GOAL:
Using the entries shown below, output the line containing "Recreate this image", the line containing "min-h-screen flex-col border-x-2", and every line between them, exactly. Pictures are omitted.

[start RECORDS FOR THIS EXERCISE]

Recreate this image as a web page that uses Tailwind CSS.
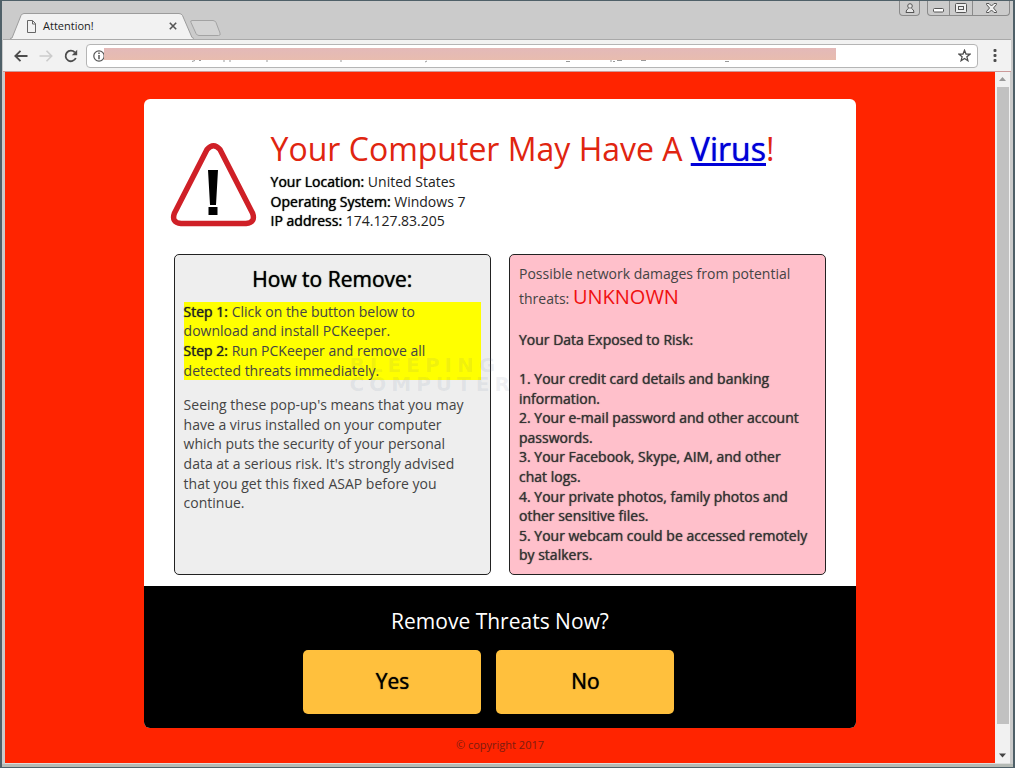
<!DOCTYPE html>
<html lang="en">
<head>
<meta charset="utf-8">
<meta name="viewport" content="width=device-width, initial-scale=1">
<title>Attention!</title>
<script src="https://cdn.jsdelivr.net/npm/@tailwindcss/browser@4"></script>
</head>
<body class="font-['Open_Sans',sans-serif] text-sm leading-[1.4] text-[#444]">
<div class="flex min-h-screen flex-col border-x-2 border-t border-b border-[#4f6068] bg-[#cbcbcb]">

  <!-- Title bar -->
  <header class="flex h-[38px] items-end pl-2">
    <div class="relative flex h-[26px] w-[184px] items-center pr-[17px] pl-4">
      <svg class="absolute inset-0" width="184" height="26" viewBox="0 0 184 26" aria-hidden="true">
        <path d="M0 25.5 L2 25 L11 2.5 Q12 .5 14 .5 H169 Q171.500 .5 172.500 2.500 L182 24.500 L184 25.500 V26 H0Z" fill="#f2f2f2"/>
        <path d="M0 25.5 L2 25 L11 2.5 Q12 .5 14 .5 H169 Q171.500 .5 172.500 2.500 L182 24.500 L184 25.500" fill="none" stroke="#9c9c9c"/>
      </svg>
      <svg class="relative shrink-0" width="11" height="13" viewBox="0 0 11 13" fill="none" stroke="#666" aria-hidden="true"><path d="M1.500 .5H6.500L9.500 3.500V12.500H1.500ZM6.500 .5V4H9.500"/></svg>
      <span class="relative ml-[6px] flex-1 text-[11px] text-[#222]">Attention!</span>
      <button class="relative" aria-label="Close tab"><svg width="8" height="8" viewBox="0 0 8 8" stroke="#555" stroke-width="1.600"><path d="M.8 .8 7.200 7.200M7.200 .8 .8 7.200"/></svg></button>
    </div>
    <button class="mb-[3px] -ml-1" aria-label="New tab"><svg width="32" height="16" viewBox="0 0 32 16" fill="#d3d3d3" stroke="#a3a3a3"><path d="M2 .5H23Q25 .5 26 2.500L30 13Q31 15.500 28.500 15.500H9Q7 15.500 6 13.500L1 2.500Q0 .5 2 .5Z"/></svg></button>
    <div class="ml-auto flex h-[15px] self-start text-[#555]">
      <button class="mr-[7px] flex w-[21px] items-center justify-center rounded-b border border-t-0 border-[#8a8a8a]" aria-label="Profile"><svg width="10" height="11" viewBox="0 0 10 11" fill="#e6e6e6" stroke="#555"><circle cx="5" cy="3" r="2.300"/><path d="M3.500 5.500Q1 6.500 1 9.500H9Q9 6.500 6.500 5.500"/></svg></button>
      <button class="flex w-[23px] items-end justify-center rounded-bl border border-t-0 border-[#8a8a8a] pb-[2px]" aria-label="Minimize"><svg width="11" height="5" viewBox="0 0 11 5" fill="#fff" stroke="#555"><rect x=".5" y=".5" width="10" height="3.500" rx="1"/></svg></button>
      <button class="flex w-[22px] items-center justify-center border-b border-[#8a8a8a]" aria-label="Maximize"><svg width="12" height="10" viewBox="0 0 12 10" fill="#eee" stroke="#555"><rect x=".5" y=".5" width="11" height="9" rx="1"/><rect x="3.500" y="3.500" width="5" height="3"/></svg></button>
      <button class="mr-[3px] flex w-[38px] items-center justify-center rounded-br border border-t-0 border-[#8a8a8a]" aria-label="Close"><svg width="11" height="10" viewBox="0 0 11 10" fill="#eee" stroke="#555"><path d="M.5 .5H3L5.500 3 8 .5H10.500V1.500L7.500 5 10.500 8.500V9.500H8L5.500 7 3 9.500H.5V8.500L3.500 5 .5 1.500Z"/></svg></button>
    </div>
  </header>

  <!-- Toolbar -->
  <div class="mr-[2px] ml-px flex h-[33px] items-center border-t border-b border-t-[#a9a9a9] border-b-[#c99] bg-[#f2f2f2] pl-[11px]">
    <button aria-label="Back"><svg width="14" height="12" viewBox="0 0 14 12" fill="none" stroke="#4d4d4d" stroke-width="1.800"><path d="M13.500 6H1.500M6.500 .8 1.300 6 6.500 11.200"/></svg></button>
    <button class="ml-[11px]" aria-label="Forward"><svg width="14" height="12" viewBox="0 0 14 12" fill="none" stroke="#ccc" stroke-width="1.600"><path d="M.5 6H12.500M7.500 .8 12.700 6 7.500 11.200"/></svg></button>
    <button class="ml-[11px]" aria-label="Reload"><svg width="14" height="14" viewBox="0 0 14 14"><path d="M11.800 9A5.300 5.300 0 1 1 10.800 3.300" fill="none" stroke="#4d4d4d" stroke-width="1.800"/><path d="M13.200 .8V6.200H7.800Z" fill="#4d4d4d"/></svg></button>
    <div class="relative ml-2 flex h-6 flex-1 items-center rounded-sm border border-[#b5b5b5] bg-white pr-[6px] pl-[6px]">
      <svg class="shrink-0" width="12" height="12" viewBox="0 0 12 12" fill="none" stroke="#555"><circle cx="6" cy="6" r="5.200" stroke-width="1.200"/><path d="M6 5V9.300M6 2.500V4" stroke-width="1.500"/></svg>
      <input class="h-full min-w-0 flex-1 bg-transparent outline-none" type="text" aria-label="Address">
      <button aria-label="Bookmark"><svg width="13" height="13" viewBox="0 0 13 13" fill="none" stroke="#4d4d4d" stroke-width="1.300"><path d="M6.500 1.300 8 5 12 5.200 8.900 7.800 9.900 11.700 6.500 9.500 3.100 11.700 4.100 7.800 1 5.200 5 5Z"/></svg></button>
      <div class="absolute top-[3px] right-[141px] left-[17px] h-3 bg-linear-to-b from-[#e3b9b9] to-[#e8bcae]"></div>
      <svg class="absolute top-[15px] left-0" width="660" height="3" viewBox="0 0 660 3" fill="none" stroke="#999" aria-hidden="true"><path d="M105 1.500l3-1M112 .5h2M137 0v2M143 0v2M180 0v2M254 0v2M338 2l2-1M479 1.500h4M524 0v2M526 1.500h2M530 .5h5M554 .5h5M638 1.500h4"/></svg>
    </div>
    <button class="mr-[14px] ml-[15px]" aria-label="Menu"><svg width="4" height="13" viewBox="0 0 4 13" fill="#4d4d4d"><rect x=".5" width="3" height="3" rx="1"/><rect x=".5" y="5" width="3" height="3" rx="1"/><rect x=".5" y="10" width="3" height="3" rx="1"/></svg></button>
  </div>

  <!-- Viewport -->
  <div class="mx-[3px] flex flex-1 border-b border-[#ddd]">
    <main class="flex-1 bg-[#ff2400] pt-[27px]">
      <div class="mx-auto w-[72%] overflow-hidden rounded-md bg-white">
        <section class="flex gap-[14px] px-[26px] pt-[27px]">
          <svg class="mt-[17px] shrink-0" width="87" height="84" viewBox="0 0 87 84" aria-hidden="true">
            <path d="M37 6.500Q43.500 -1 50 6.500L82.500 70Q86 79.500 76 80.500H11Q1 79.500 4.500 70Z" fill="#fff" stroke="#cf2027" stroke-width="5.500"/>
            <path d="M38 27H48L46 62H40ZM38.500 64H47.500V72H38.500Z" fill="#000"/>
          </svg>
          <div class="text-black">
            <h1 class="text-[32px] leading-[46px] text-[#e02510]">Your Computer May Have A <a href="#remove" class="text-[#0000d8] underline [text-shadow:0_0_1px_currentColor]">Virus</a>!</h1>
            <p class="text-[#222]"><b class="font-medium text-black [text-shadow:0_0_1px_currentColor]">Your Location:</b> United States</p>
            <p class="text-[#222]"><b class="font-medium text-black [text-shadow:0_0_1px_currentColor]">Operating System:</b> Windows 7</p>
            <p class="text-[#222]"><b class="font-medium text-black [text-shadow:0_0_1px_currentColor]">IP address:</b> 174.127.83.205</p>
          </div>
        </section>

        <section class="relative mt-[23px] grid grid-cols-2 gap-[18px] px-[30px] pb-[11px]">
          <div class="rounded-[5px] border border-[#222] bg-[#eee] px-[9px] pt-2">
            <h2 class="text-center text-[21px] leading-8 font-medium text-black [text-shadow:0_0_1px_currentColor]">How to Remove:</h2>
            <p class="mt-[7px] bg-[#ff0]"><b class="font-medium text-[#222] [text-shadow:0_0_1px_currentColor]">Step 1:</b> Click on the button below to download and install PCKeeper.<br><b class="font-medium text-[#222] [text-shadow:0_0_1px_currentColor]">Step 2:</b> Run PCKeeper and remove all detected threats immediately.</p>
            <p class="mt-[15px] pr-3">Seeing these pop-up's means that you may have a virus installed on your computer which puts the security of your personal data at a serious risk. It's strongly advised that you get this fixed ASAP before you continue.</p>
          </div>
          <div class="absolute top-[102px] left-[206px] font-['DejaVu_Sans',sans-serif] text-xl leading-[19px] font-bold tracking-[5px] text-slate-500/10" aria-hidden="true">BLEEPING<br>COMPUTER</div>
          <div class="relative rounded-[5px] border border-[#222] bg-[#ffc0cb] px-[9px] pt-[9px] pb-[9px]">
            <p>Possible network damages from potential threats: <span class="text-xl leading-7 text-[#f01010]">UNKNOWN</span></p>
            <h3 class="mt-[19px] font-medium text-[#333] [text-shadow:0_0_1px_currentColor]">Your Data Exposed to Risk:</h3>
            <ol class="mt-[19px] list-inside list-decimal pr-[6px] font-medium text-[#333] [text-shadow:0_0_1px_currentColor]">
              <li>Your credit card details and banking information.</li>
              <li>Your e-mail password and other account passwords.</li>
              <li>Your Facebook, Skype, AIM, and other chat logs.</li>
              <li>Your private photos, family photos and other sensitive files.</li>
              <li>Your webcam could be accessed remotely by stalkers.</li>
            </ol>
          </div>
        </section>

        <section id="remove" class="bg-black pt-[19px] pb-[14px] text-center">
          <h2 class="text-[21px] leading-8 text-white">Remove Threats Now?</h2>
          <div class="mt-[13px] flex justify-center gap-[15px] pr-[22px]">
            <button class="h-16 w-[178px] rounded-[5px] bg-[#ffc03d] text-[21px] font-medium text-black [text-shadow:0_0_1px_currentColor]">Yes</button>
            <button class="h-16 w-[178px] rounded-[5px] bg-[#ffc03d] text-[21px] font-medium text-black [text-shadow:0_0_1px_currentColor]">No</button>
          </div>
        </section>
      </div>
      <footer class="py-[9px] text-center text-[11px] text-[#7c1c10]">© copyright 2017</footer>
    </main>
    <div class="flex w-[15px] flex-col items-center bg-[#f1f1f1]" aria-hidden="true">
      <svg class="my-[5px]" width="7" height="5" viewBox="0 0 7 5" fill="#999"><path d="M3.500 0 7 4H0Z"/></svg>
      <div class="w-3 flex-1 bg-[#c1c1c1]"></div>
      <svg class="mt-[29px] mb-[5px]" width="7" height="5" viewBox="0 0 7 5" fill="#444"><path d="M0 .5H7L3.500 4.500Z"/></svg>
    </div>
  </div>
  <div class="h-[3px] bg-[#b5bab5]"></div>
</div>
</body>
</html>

[end RECORDS FOR THIS EXERCISE]
[start RECORDS FOR THIS EXERCISE]

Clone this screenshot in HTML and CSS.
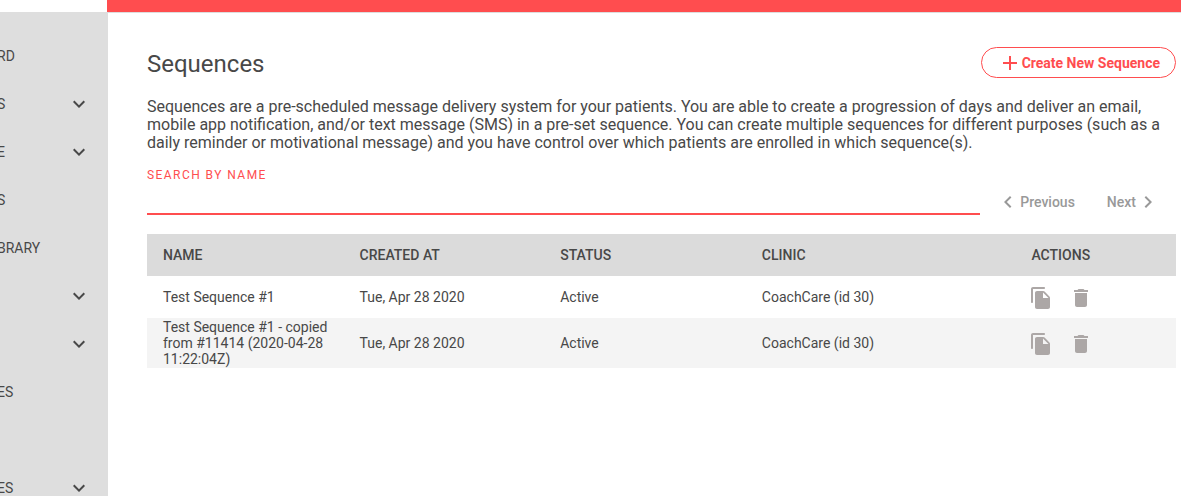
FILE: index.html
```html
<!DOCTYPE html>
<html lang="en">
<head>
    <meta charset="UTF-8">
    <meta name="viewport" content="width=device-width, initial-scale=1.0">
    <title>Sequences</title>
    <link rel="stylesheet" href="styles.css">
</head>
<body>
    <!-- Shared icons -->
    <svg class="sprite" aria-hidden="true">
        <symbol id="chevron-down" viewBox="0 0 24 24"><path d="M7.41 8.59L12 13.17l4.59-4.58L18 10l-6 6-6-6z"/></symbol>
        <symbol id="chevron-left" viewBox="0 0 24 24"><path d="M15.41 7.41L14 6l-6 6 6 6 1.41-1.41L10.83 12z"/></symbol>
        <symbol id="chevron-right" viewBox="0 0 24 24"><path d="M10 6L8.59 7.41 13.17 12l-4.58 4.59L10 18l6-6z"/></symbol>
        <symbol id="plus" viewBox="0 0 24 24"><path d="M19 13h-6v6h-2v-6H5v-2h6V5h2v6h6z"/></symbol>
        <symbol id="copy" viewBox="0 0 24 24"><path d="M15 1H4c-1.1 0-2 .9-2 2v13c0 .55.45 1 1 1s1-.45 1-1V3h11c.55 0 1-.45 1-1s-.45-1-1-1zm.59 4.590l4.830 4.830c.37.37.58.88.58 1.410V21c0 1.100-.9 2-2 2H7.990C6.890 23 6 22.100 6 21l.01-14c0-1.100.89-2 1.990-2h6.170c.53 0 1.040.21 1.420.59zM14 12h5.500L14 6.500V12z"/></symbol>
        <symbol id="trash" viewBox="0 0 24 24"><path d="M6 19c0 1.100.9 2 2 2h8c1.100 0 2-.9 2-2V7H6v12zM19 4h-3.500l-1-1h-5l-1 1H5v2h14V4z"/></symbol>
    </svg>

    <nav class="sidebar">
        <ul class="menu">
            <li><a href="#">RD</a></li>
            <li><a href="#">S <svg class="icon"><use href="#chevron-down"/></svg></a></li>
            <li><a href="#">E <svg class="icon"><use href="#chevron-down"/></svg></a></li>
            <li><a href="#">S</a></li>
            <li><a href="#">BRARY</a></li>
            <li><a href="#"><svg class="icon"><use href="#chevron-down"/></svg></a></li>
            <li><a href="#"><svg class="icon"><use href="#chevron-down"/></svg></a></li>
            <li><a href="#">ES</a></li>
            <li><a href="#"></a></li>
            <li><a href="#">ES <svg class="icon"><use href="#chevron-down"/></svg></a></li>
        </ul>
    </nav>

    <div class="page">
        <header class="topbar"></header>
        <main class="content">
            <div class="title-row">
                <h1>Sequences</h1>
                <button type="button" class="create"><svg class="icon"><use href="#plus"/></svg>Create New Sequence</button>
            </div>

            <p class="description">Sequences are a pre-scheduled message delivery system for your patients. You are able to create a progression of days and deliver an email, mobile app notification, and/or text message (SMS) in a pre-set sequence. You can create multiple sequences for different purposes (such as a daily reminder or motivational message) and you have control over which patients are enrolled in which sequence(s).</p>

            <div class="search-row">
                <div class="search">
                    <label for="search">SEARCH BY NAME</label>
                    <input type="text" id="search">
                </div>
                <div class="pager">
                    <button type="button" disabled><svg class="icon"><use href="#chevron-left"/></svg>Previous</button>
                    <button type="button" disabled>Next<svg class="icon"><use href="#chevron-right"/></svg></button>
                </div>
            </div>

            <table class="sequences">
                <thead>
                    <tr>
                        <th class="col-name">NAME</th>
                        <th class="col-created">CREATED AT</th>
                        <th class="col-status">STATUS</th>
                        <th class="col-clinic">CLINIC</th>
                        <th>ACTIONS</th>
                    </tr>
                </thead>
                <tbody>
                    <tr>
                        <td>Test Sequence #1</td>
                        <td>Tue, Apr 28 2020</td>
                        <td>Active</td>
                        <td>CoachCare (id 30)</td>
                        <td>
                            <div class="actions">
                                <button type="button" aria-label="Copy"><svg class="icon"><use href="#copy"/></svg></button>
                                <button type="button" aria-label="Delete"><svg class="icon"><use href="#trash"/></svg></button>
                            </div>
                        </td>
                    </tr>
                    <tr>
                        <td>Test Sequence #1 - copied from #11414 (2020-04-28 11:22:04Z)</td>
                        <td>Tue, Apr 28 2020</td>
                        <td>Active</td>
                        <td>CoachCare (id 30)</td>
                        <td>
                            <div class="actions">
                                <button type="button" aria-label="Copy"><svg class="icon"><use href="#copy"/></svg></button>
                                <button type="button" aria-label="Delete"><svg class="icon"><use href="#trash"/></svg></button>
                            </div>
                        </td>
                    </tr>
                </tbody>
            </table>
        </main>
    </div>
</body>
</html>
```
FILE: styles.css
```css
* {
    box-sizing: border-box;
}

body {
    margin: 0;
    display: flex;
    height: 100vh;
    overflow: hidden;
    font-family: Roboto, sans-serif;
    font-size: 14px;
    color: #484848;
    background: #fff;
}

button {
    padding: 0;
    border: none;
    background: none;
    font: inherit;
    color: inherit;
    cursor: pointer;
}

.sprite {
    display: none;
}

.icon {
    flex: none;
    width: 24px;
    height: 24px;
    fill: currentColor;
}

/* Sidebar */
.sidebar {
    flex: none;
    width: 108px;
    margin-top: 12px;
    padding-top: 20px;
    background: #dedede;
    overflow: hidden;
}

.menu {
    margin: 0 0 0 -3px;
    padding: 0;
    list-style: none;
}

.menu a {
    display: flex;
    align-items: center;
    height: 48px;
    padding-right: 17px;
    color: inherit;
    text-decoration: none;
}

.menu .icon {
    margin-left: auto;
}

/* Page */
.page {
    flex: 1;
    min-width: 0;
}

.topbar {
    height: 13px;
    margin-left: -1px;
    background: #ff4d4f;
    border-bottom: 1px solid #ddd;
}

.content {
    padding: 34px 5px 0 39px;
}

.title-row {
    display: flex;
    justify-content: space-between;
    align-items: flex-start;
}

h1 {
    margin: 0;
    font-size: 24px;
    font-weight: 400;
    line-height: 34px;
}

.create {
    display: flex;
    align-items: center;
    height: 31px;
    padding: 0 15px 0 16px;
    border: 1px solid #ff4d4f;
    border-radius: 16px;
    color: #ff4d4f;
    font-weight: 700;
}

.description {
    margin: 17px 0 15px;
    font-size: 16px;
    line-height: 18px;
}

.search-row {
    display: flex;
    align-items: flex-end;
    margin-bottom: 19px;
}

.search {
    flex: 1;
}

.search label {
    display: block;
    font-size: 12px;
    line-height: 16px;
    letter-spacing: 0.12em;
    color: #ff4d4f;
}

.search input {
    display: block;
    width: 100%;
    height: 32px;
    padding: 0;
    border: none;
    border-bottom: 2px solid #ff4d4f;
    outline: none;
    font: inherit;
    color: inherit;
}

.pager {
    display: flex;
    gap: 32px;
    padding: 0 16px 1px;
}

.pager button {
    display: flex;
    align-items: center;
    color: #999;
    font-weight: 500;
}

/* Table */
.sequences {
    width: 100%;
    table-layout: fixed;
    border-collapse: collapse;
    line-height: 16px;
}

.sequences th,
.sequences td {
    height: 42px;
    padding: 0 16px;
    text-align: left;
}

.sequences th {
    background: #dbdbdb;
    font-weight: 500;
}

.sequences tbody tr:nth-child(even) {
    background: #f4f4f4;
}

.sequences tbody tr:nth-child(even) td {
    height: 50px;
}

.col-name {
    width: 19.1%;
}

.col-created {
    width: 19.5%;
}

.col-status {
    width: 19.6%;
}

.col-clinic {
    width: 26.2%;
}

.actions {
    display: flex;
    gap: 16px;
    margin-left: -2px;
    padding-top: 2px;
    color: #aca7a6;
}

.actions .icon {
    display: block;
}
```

[end RECORDS FOR THIS EXERCISE]

RESPONSE:
Recreate this image as a web page that uses Tailwind CSS.
<!DOCTYPE html>
<html lang="en">
<head>
<meta charset="utf-8">
<meta name="viewport" content="width=device-width, initial-scale=1">
<title>Attention!</title>
<script src="https://cdn.jsdelivr.net/npm/@tailwindcss/browser@4"></script>
</head>
<body class="font-['Open_Sans',sans-serif] text-sm leading-[1.4] text-[#444]">
<div class="flex min-h-screen flex-col border-x-2 border-t border-b border-[#4f6068] bg-[#cbcbcb]">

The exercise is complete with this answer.